Fostering a close knit, collaborative environment helps keep everyone and everything in your organization synced. Butler/Till was built on a collaborative ownership culture designed to reduce turnover, increase productivity and deliver real business outcomes. CEO Kimberly Jones says the company also was built for change—something she believes every company must incorporate into their playbooks moving forward.
“It has never been more important to have a strategic plan and to give yourself permission to deviate from that strategic plan based on changing market and business conditions,” Jones says. “You have to allow yourself the opportunity to reimagine previous expectations.”
Jones believes that Butler/Till’s strong employee-owner culture—one crafted through open and honest communication—has been the bedrock of its success during the recent crisis. First and foremost, listening is the first priority to identify the biggest concerns of your employees and customers. “People want to feel heard and understood. And then they want a leader who takes action. Make decisions, share progress, solicit feedback, repeat.”
“People want to feel heard and understood. And then they want a leader who takes action. Make decisions, share progress, solicit feedback, repeat.”
— Kimberly Jones, CEO, Butler/Till
Perhaps the biggest attribute to surviving—and thriving—in a crisis is the ability to keep your eyes focused on what may lie ahead. “Do not miss the opportunities that a crisis reveals,” Jones says. “Companies that take time to reassess expectations, service offerings, business processes, organizational structure, and policies will be stronger for it.”
On your mark, get set, go(?)
Did you hear the one about the maid cleaning service that pivoted to buying groceries for its clients? How about the craft brewery that transformed its operations into making hand sanitizer? Or what about that popular dine-in restaurant that now is mastering the art of food delivery?
Matt Ferguson believes the key to rising above the challenges placed in front of you—and, yes, that includes global defining catastrophes—is to keep an open mind on what is happening around you. Ferguson, executive VP and managing director of brand development firm Mower, says that as a leader, it is your call to find and capitalize on opportunities that may emerge around you.
“Keep your ears to the ground,” Ferguson says. “Get out of your echo chamber and consume a variety of messages. Your team is relying on you to provide balanced information—to find the business trends that are working and pounce on them.”
While leaders are not expected to have all the answers, they should be able to empathize with the situation and circumstances at hand. That includes having conversations with your team, asking how they are doing and truly listening to what they have to say.
“Regular and frank communication on how a crisis is impacting your business and what your organization is doing to navigate through it is important,” Ferguson says. “Do what you can to foster connections. Continue to celebrate together, whether it’s birthdays, anniversaries, victories and accomplishments. Leaders are the glue that can hold teams together during fractured times.”
Jennifer Jacobson says that by leading from the front, you can carve the path necessary to offset troubled waters. Being a leader—in good times and bad—requires leading by example. Be well-informed, open and honest, and walk the walk.

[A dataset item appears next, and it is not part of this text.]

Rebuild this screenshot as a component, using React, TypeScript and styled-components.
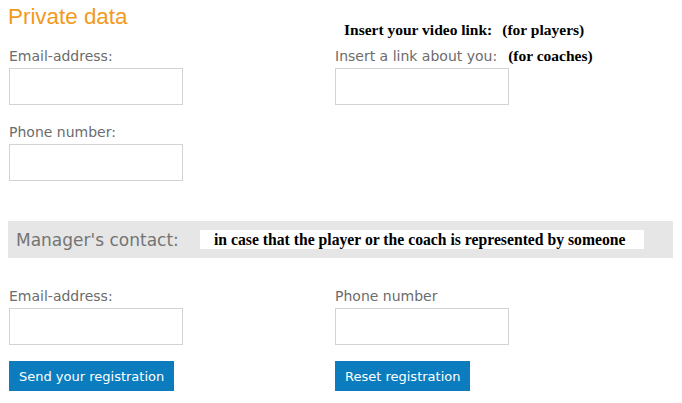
import React from "react";
import styled, { createGlobalStyle } from "styled-components";

const Global = createGlobalStyle`
  html, body { margin: 0; padding: 0; background: #fff; }
  body { font-family: "DejaVu Sans", Verdana, sans-serif; }
  * { box-sizing: border-box; }
`;

const Page = styled.div`
  width: 682px;
  height: 403px;
  padding: 0 0 0 9px;
  overflow: hidden;
`;

const Columns = styled.div<{ $mt?: number }>`
  display: grid;
  grid-template-columns: 326px 1fr;
  margin-top: ${(p) => p.$mt ?? 0}px;
`;

const Col = styled.div`
  display: flex;
  flex-direction: column;
  align-items: flex-start;
`;

const Title = styled.h1`
  margin: 0 0 0 -1px;
  height: 42px;
  padding-top: 4px;
  font-family: "Liberation Sans", Arial, sans-serif;
  font-weight: normal;
  font-size: 22.4px;
  line-height: 26px;
  color: #f29a1b;
`;

const Label = styled.label`
  display: block;
  height: 26px;
  padding-top: 6px;
  font-size: 14px;
  line-height: 16px;
  color: #6c6c6c;
  white-space: nowrap;
`;

const Note = styled.span<{ $gap?: number }>`
  font-family: "Liberation Serif", "Times New Roman", serif;
  font-weight: bold;
  font-size: 15.5px;
  color: #000;
  margin-left: ${(p) => p.$gap ?? 0}px;
`;

const NoteLine = styled.div`
  height: 42px;
  padding: 22px 0 0 9px;
  line-height: 16px;
  white-space: nowrap;
`;

const Input = styled.input<{ $mb?: number }>`
  display: block;
  width: 174px;
  height: 37px;
  border: 1px solid #d3d3d3;
  background: #fff;
  margin: 0 0 ${(p) => p.$mb ?? 0}px;
  padding: 0 4px;
  outline: none;
`;

const Bar = styled.div`
  margin: 40px 0 0 -1px;
  width: 665px;
  height: 37px;
  background: #e6e6e6;
  display: flex;
  align-items: center;
  padding-left: 8px;
`;

const BarTitle = styled.span`
  font-size: 17px;
  color: #747474;
  width: 184px;
  white-space: nowrap;
`;

const BarNote = styled.span`
  background: #fff;
  height: 19px;
  width: 444px;
  display: flex;
  align-items: center;
  padding-left: 14px;
  font-family: "Liberation Serif", "Times New Roman", serif;
  font-weight: bold;
  font-size: 15.7px;
  color: #000;
  white-space: nowrap;
`;

const Button = styled.button`
  margin-top: 16px;
  height: 30px;
  padding: 0 10px;
  border: none;
  background: #0b7dbe;
  color: #fff;
  font-family: "DejaVu Sans", Verdana, sans-serif;
  font-size: 13px;
  cursor: pointer;
`;

export default function App() {
  return (
    <Page>
      <Global />
      <Columns>
        <Col>
          <Title>Private data</Title>
          <Label>Email-address:</Label>
          <Input $mb={13} />
          <Label>Phone number:</Label>
          <Input />
        </Col>
        <Col>
          <NoteLine>
            <Note>Insert your video link:</Note>
            <Note $gap={10}>(for players)</Note>
          </NoteLine>
          <Label>
            Insert a link about you:
            <Note $gap={11}>(for coaches)</Note>
          </Label>
          <Input />
        </Col>
      </Columns>
      <Bar>
        <BarTitle>Manager's contact:</BarTitle>
        <BarNote>in case that the player or the coach is represented by someone</BarNote>
      </Bar>
      <Columns $mt={24}>
        <Col>
          <Label>Email-address:</Label>
          <Input />
          <Button>Send your registration</Button>
        </Col>
        <Col>
          <Label>Phone number</Label>
          <Input />
          <Button>Reset registration</Button>
        </Col>
      </Columns>
    </Page>
  );
}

“Do what you can to foster connections. Leaders are the glue that can hold teams together during fractured times.”
— Matt Ferguson, Executive VP/Managing Director, Mower
“Don’t just do what you ask others to do—do more,” says Jacobson, founder of Jacobson Communication. “Being in charge requires solid communication skills, empathy and the ability to listen. Listen to your employees. Your customers. Your community. Yourself. What are the needs that need to be met? How can you help?”
One of the phrases she likes to embrace is an oldie, but goodie: “This is a marathon, not a sprint.” Jacobson says that for so many aspects of creating a sustainable business, surviving a crisis is the best way to achieve sustainability. “Coming out the other side is good for you, your employees, your customers and your community. You need to pace yourself, and give yourself the space and time you need when you can.”

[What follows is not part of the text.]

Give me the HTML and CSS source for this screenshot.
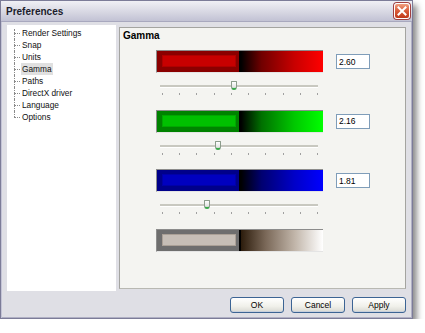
FILE: index.html
```html
<!DOCTYPE html>
<html lang="en">
<head>
  <meta charset="UTF-8">
  <title>Preferences</title>
  <link rel="stylesheet" href="styles.css">
</head>
<body>
  <div class="window">
    <div class="titlebar">
      <span class="title">Preferences</span>
      <span class="close">
        <svg width="10" height="10" viewBox="0 0 10 10"><path d="M1.5 1.5 L8.5 8.5 M8.5 1.5 L1.5 8.5" stroke="#fff" stroke-width="2" stroke-linecap="square"/></svg>
      </span>
    </div>
    <div class="body">
      <div class="content">
        <ul class="tree">
          <li><span>Render Settings</span></li>
          <li><span>Snap</span></li>
          <li><span>Units</span></li>
          <li><span class="selected">Gamma</span></li>
          <li><span>Paths</span></li>
          <li><span>DirectX driver</span></li>
          <li><span>Language</span></li>
          <li><span>Options</span></li>
        </ul>
        <div class="panel">
          <h3>Gamma</h3>
          <div class="channels">
            <div class="channel red">
              <div class="row">
                <div class="bar"><div class="swatch"><div class="inner"></div></div><div class="ramp"></div></div>
                <input class="value" type="text" value="2.60">
              </div>
              <div class="slider">
                <div class="track"><div class="thumb" style="left: 46.7%"></div></div>
                <div class="ticks"><i></i><i></i><i></i><i></i><i></i><i></i><i></i><i></i><i></i><i></i></div>
              </div>
            </div>
            <div class="channel green">
              <div class="row">
                <div class="bar"><div class="swatch"><div class="inner"></div></div><div class="ramp"></div></div>
                <input class="value" type="text" value="2.16">
              </div>
              <div class="slider">
                <div class="track"><div class="thumb" style="left: 36.9%"></div></div>
                <div class="ticks"><i></i><i></i><i></i><i></i><i></i><i></i><i></i><i></i><i></i><i></i></div>
              </div>
            </div>
            <div class="channel blue">
              <div class="row">
                <div class="bar"><div class="swatch"><div class="inner"></div></div><div class="ramp"></div></div>
                <input class="value" type="text" value="1.81">
              </div>
              <div class="slider">
                <div class="track"><div class="thumb" style="left: 29.6%"></div></div>
                <div class="ticks"><i></i><i></i><i></i><i></i><i></i><i></i><i></i><i></i><i></i><i></i></div>
              </div>
            </div>
            <div class="channel grey">
              <div class="row">
                <div class="bar"><div class="swatch"><div class="inner"></div></div><div class="ramp"></div></div>
              </div>
            </div>
          </div>
        </div>
      </div>
      <div class="buttons">
        <button>OK</button>
        <button>Cancel</button>
        <button>Apply</button>
      </div>
    </div>
  </div>
</body>
</html>
```

FILE: styles.css
```css
body { margin: 0; background: #fff; font-family: "Liberation Sans", Arial, sans-serif; font-size: 8px; color: #000; }

.window { width: 413px; height: 319px; box-sizing: border-box; border: 1px solid #7c7c98; background: #dfdfe5; box-shadow: 4px 5px 6px rgba(0, 0, 0, 0.45), inset 1px 0 0 #c4c4d6, inset -1px -1px 0 #b0b0c4; display: flex; flex-direction: column; }

.titlebar { height: 21px; flex-shrink: 0; display: flex; align-items: center; justify-content: space-between; padding: 0 2px 0 5px; background: linear-gradient(#f0f0f5, #dcdce6 45%, #c2c2d4); border-bottom: 1px solid #a8a8be; box-sizing: border-box; }
.title { font-size: 10px; font-weight: bold; color: #1c1c2c; }
.close { width: 16px; height: 16px; box-sizing: border-box; border: 1px solid #fff; border-radius: 3px; background: linear-gradient(#f0a080, #d85a38 50%, #c03818); display: flex; align-items: center; justify-content: center; box-shadow: 0 0 0 1px #a04040; }

.body { flex: 1; display: flex; flex-direction: column; padding: 3px 5px 0 6px; }
.content { display: flex; align-items: flex-start; }

.tree { list-style: none; margin: 0; padding: 2px 0 0 14px; width: 109px; height: 266px; box-sizing: border-box; background: #fff; font-size: 8.3px; color: #111; }
.tree li { position: relative; height: 12px; line-height: 12px; }
.tree li::before { content: ""; position: absolute; left: -7px; top: 6px; width: 6px; border-top: 1px dotted #8a8a8a; }
.tree li::after { content: ""; position: absolute; left: -7px; top: 0; bottom: 0; border-left: 1px dotted #8a8a8a; }
.tree li:first-child::after { top: 2px; }
.tree li:last-child::after { bottom: 6px; }
.tree span { padding: 1px 1px; }
.tree .selected { background: #e0e0e0; }

.panel { margin: 2px 0 0 3px; width: 287px; height: 262px; box-sizing: border-box; border: 1px solid #a4a4a0; border-bottom-color: #b8b8b2; background: #f4f4f1; padding: 2px 3px; }
.panel h3 { margin: 0; font-size: 10px; line-height: 12px; font-weight: bold; }

.channels { margin: 8px 0 0 33px; display: flex; flex-direction: column; }
.channel { height: 59.5px; }
.row { display: flex; align-items: center; }

.bar { width: 167px; height: 23px; box-sizing: border-box; display: flex; border-top: 1px solid #8c8c8c; border-left: 1px solid #8c8c8c; border-bottom: 1px solid #e4e4e4; }
.swatch { width: 82px; box-sizing: border-box; padding: 4px 0 0 5px; }
.swatch .inner { width: 74px; height: 12px; box-sizing: border-box; border: 1px solid; }
.ramp { flex: 1; border-left: 2px solid #000; }
.value { margin-left: 13px; width: 34px; height: 15px; box-sizing: border-box; border: 1px solid #7f9db9; padding: 0 2px; font-family: "Liberation Sans", Arial, sans-serif; font-size: 8.5px; background: #fff; }

.red .swatch { background: #8a0000; }
.red .inner { background: #c80000; border-color: #b00000; }
.red .ramp { background: linear-gradient(to right, #000, #700000 25%, #c80000 65%, #ff0000); }
.green .swatch { background: #008200; }
.green .inner { background: #00c000; border-color: #00a800; }
.green .ramp { background: linear-gradient(to right, #000, #007000 25%, #00c800 65%, #00ff00); }
.blue .swatch { background: #00008a; }
.blue .inner { background: #0000c0; border-color: #0000a8; }
.blue .ramp { background: linear-gradient(to right, #000, #000070 25%, #0000c8 65%, #0000ff); }
.grey .swatch { background: #6e6e6e; }
.grey .inner { background: #c6beb6; border-color: #aaa096; }
.grey .ramp { background: linear-gradient(to right, #2c1c0c, #7a6858 30%, #c0b4a8 65%, #fff); }

.slider { padding: 12px 0 0 4px; }
.track { position: relative; width: 158px; height: 2px; background: #c8c8c0; border-bottom: 1px solid #fff; }
.thumb { position: absolute; top: -4px; width: 6px; height: 9px; margin-left: -3px; box-sizing: border-box; border: 1px solid #8c9c8c; border-bottom: 2px solid #3aa84a; border-radius: 1px 1px 3px 3px; background: linear-gradient(#fff, #dedede); }
.ticks { display: flex; justify-content: space-between; width: 156px; margin: 5px 0 0 2px; }
.ticks i { width: 1px; height: 2px; background: #a0a0a0; }

.buttons { display: flex; justify-content: flex-end; gap: 7px; margin-top: 6px; padding-right: 1px; }
.buttons button { width: 54px; height: 16px; padding: 0; border: 1px solid #3c6494; border-radius: 3px; background: linear-gradient(#ffffff, #f0f0ea 60%, #d8d8d2); font-family: "Liberation Sans", Arial, sans-serif; font-size: 8.5px; color: #000; box-shadow: inset 0 -1px 0 #c8d0dc; }
```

9 ways to restart your company’s fortunes
- Communicate clearly and set the appropriate expectations with employees and other stakeholders.
- Take time to listen to the concerns of your employees.
- Create a detailed restart plan and leverage best practices from similar companies (think peer-to-peer conversations).
- Create contingency plans. Despite your best efforts to plan, there still will be uncertainties.
- Keep your eyes wide open. Crises reveal windows of opportunities that may be critical to moving forward.
- Reassess, reaffirm, repeat. Take time to reassess everything and anything about your offerings, processes, organizational structure and policies.
- Force yourself to criticize your own plan. The biggest thing you can do to avoid distress is periodically review your business plans. Remember to build in trigger points.
- Find and retain talented people. Look for people who are willing to point out the uncomfortable truths.
- Treat every turnaround like a crisis. Without a crisis mindset, you get a stable company’s response to change: risk is to be avoided, and incrementalism takes over.